「放射線の影響2世にも」 長崎県被爆二世の会・体験を聞く会を初開催

丸尾さんがオンラインで講話した「体験を聞く会」=長崎市、県勤労福祉会館

 被爆者を親に持つ被爆2世でつくる「長崎県被爆二世の会」は2世としての体験を語る取り組みを始めた。戦後75年以上が過ぎ、2世の高齢化も進んでいることが理由。初回は同会会長で、がんで闘病中の丸尾育朗さん(73)が講話し「放射線の影響は2世にも及ぶと考えざるを得ない状況が続いている」と強調した。
 丸尾さんの母は24歳の時、爆心地から4.5キロで被爆。2年後の1947年に丸尾さんは生まれた。原爆放射線の遺伝的影響などを訴える被爆2世の運動に尽力してきたが、2018年膵臓(すいぞう)がんの手術を受け、今年に入って転移が見つかった。今は抗がん剤投与を受けている。
 初めて開いた「体験を聞く会」は10日、長崎市桜町の県勤労福祉会館であり、約30人が参加。
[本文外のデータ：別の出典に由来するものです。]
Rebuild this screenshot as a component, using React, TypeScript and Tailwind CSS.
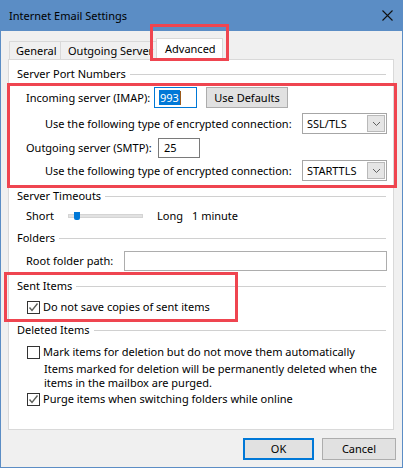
import React from "react";

function GroupHeader({ title }: { title: string }) {
  return (
    <div className="flex items-center h-[14px] pl-[8px] pr-[7px]">
      <span className="whitespace-nowrap leading-[14px]">{title}</span>
      <div className="flex-1 h-px bg-[#d0d0d0] ml-[4px] mt-[1px]" />
    </div>
  );
}

function CheckBox({ checked }: { checked: boolean }) {
  return (
    <div className="w-[13px] h-[13px] border border-[#333333] bg-white flex items-center justify-center shrink-0">
      {checked && (
        <svg width="11" height="11" viewBox="0 0 11 11">
          <path d="M1.5 5.5 L4 8.5 L9.5 1.5" fill="none" stroke="#5c5f5a" strokeWidth="1.4" />
        </svg>
      )}
    </div>
  );
}

function Select({ value }: { value: string }) {
  return (
    <div className="ml-auto w-[85px] h-[21px] border border-[#a6a6a6] bg-white flex items-center pl-[4px] pr-[1px]">
      <span className="flex-1 leading-[14px]">{value}</span>
      <div className="w-[18px] h-[17px] bg-[#e5e5e5] border border-[#b9b9b9] flex items-center justify-center">
        <svg width="9" height="6" viewBox="0 0 9 6">
          <path d="M1 1 L4.5 4.5 L8 1" fill="none" stroke="#606060" strokeWidth="1" />
        </svg>
      </div>
    </div>
  );
}

export default function App() {
  return (
    <div className="relative w-[403px] h-[468px] bg-[#f0f0f0] border border-t-0 border-[#5b8dc5] flex flex-col font-['Noto_Sans',sans-serif] text-[11px] text-black overflow-hidden">
      {/* title bar */}
      <div className="h-[31px] bg-[#5b8dc5] flex items-center pl-[8px] pr-[9px] -mx-px">
        <span className="flex-1 pl-px leading-[14px]">Internet Email Settings</span>
        <svg width="11" height="11" viewBox="0 0 11 11" className="mr-px">
          <path d="M0.5 0.5 L10.5 10.5 M10.5 0.5 L0.5 10.5" stroke="#111" strokeWidth="1.1" />
        </svg>
      </div>

      {/* tabs */}
      <div className="h-[29px] flex items-end pl-[8px]">
        <div className="w-[52px] h-[18px] mb-px border-l border-t border-r border-[#d9d9d9] bg-[#f0f0f0] flex items-center pl-[6px] leading-[14px]">
          General
        </div>
        <div className="w-[98px] h-[18px] mb-px border-t border-r border-[#d9d9d9] bg-[#f0f0f0] flex items-center pl-[7px] whitespace-nowrap overflow-hidden leading-[14px]">
          Outgoing Server
        </div>
        <div className="relative z-10 -ml-[3px] w-[67px] h-[22px] border-l border-t border-r border-[#d9d9d9] bg-white flex items-start pt-[3px] pl-[8px] leading-[14px]">
          Advanced
        </div>
      </div>

      {/* panel */}
      <div className="-mt-px ml-[7px] w-[386px] h-[371px] bg-white border border-[#d9d9d9] pt-[7px]">
        <GroupHeader title="Server Port Numbers" />

        <div className="mt-[6px] h-[21px] flex items-center pl-[17px] pr-[6px]">
          <span className="w-[128px] leading-[14px]">Incoming server (IMAP):</span>
          <div className="w-[43px] h-[21px] border border-[#0078d7] bg-white flex items-center pl-[4px]">
            <span className="bg-[#0078d7] text-white leading-[15px] px-px">993</span>
            <span className="w-px h-[14px] bg-[#9b5a1a]" />
          </div>
          <div className="ml-[9px] w-[82px] h-[21px] bg-[#e1e1e1] border border-[#adadad] flex items-center justify-center leading-[14px]">
            Use Defaults
          </div>
        </div>

        <div className="mt-[5px] h-[21px] flex items-center pl-[36px] pr-[6px]">
          <span className="leading-[14px]">Use the following type of encrypted connection:</span>
          <Select value="SSL/TLS" />
        </div>

        <div className="mt-[4px] h-[20px] flex items-center pl-[17px] pr-[6px]">
          <span className="w-[132px] leading-[14px]">Outgoing server (SMTP):</span>
          <div className="w-[42px] h-[20px] border border-[#7a7a7a] bg-white flex items-center pl-[5px] leading-[14px]">
            25
          </div>
        </div>

        <div className="mt-[2px] h-[21px] flex items-center pl-[36px] pr-[6px]">
          <span className="leading-[14px]">Use the following type of encrypted connection:</span>
          <Select value="STARTTLS" />
        </div>

        <div className="mt-[8px]">
          <GroupHeader title="Server Timeouts" />
        </div>

        <div className="mt-[6px] h-[14px] flex items-center pl-[17px]">
          <span className="w-[42px] leading-[14px]">Short</span>
          <div className="relative w-[75px] h-[4px] bg-[#e2e2e2] border border-[#d4d4d4]">
            <div className="absolute left-[5px] -top-[3px] w-[6px] h-[8px] bg-[#0078d7] rounded-b-[2px]" />
          </div>
          <span className="ml-[14px] w-[35px] leading-[14px]">Long</span>
          <span className="leading-[14px]">1 minute</span>
        </div>

        <div className="mt-[8px]">
          <GroupHeader title="Folders" />
        </div>

        <div className="mt-[6px] h-[20px] flex items-center pl-[17px] pr-[6px]">
          <span className="w-[98px] leading-[14px]">Root folder path:</span>
          <div className="w-[263px] h-[20px] border border-[#adadad] bg-white" />
        </div>

        <div className="mt-[8px]">
          <GroupHeader title="Sent Items" />
        </div>

        <div className="mt-[7px] h-[14px] flex items-center pl-[18px]">
          <CheckBox checked />
          <span className="ml-[3px] leading-[14px]">Do not save copies of sent items</span>
        </div>

        <div className="mt-[9px]">
          <GroupHeader title="Deleted Items" />
        </div>

        <div className="mt-[8px] h-[14px] flex items-center pl-[18px]">
          <CheckBox checked={false} />
          <span className="ml-[3px] leading-[14px]">Mark items for deletion but do not move them automatically</span>
        </div>

        <div className="mt-[3px] pl-[35px] leading-[14px] whitespace-nowrap">
          <div>Items marked for deletion will be permanently deleted when the</div>
          <div>items in the mailbox are purged.</div>
        </div>

        <div className="mt-[2px] h-[14px] flex items-center pl-[18px]">
          <CheckBox checked />
          <span className="ml-[3px] leading-[14px]">Purge items when switching folders while online</span>
        </div>
      </div>

      {/* buttons */}
      <div className="mt-[8px] flex justify-end gap-[8px] pr-[6px]">
        <div className="w-[71px] h-[22px] bg-[#e1e1e1] border-2 border-[#0078d7] flex items-center justify-center leading-[14px]">
          OK
        </div>
        <div className="w-[74px] h-[22px] bg-[#e1e1e1] border border-[#adadad] flex items-center justify-center leading-[14px]">
          Cancel
        </div>
      </div>

      {/* annotation highlights */}
      <div className="absolute left-[149px] top-[24px] w-[79px] h-[37px] border-[3px] border-[#ef4550] z-20 pointer-events-none" />
      <div className="absolute left-[6px] top-[83px] w-[390px] h-[105px] border-[3px] border-[#ef4550] z-20 pointer-events-none" />
      <div className="absolute left-[3px] top-[272px] w-[234px] h-[50px] border-[3px] border-[#ef4550] z-20 pointer-events-none" />
    </div>
  );
}
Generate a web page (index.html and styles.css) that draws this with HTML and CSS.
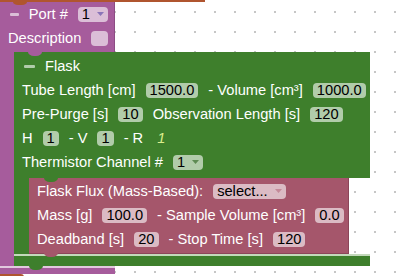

新型コロナウイルス感染防止のため、オンラインで講話した丸尾さんは、母を膵臓がんで亡くし、被爆2世の職場の同僚らもがんで相次いで亡くなったと証言。30代の頃、2世への放射線の影響を耳にしても「自分は大丈夫だとしか思っていなかった」と振り返った。
 被爆者運動の継承のため「核にも戦争にも反対」と訴え続けてきた。「被爆者の思いを引き継ぎ、自身の体験も踏まえ、核兵器が廃絶されるまで訴え続けなければならない」と決意を語った。
 「体験を聞く会」は随時開催する予定。